How Hybrid Cars Reduce Greenhouse Gas Emissions
April 19th, 2009
There is a saying that the cleanest gallon of gasoline is the gallon that isn’t used. But people all over the world depend on cars and trucks for personal and business transportation. Unfortunately, when gas is combusted in a car or truck engine, the carbon in the gas combines with the oxygen in the air to form carbon dioxide, or CO2. Carbon dioxide is one of the major “greenhouse gases,” or gases that cause the overall temperature of the earth to rise.
According to the U.S. Department of energy, one gallon of gas, which weighs just over six pounds, produces up to 20 pounds of CO2 when it’s burned. You may wonder how this can be. Most of the weight of the CO2 comes from the air rather than the gasoline. Oxygen is a slightly larger atom than carbon, and in carbon dioxide, there are two oxygen atoms for every carbon atom, so six pounds of gasoline can result in more than three times that much carbon dioxide being produced.
But hybrid vehicles, which are vehicles that run partly on electric power and partly on gas, emit 30 to 50% less carbon dioxide than traditional car engines. Hybrid engines save gas by using an electric motor to power the car when it is stopped or going downhill. The gasoline engine takes over when the electric motor is not powerful enough. Hybrid cars are sometimes referred to a HEVs, or hybrid electric vehicles. Popular models like the Toyota Prius and the hybrid Honda Civic both get gas mileage of over 40 miles per gallon.
In the United States, the Energy Policy Act of 2005 allowed for generous tax credits for the purchase of fuel efficient hybrids, and some states have their own “carrots” to encourage people to use hybrid cars as well.

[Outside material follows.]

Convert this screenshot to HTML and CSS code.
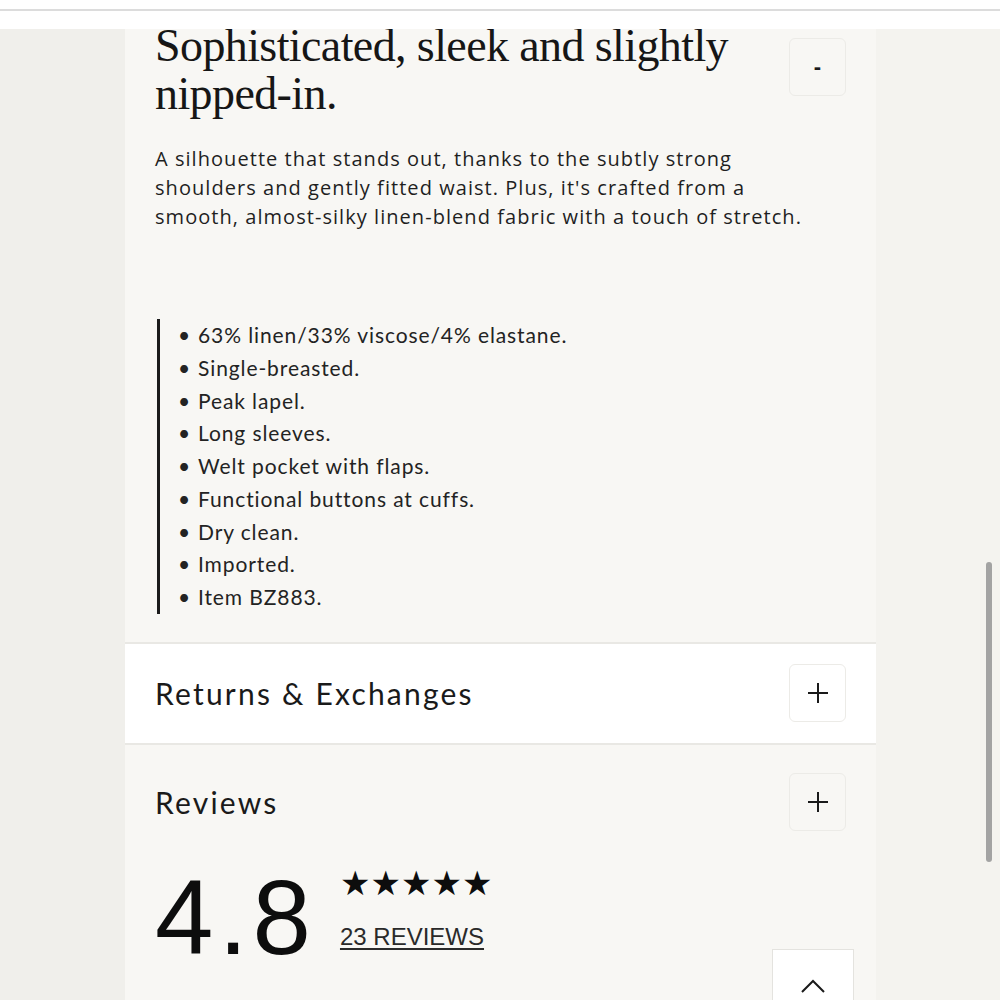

Now that more people are driving hybrid vehicles, the disadvantages of this type of car are becoming more apparent. Perhaps the biggest disadvantage of hybrids is that they cost much more than traditional automobiles. When gas prices are very high, the vehicle and gas costs together can weigh heavily on the consumer.
Hybrids also require more maintenance, which costs more. And because hybrids are at the cutting edge of technology, repairing these cars is a specialty that costs more than repairs on traditional cars. Additionally, studies have shown that there is a danger of hybrid cars to blind pedestrians. Hybrids are almost silent when running, with hardly any tire noise or aerodynamic noise at low speeds. This makes the vehicles too quiet for some blind people to recognize.
Global warming has no single solution. Cars, factories, and even farm livestock contribute to greenhouse gas levels. Hybrids alone won’t solve the problem, but every little bit of gas that isn’t combusted goes a little way toward making the environment cleaner and global warming less threatening.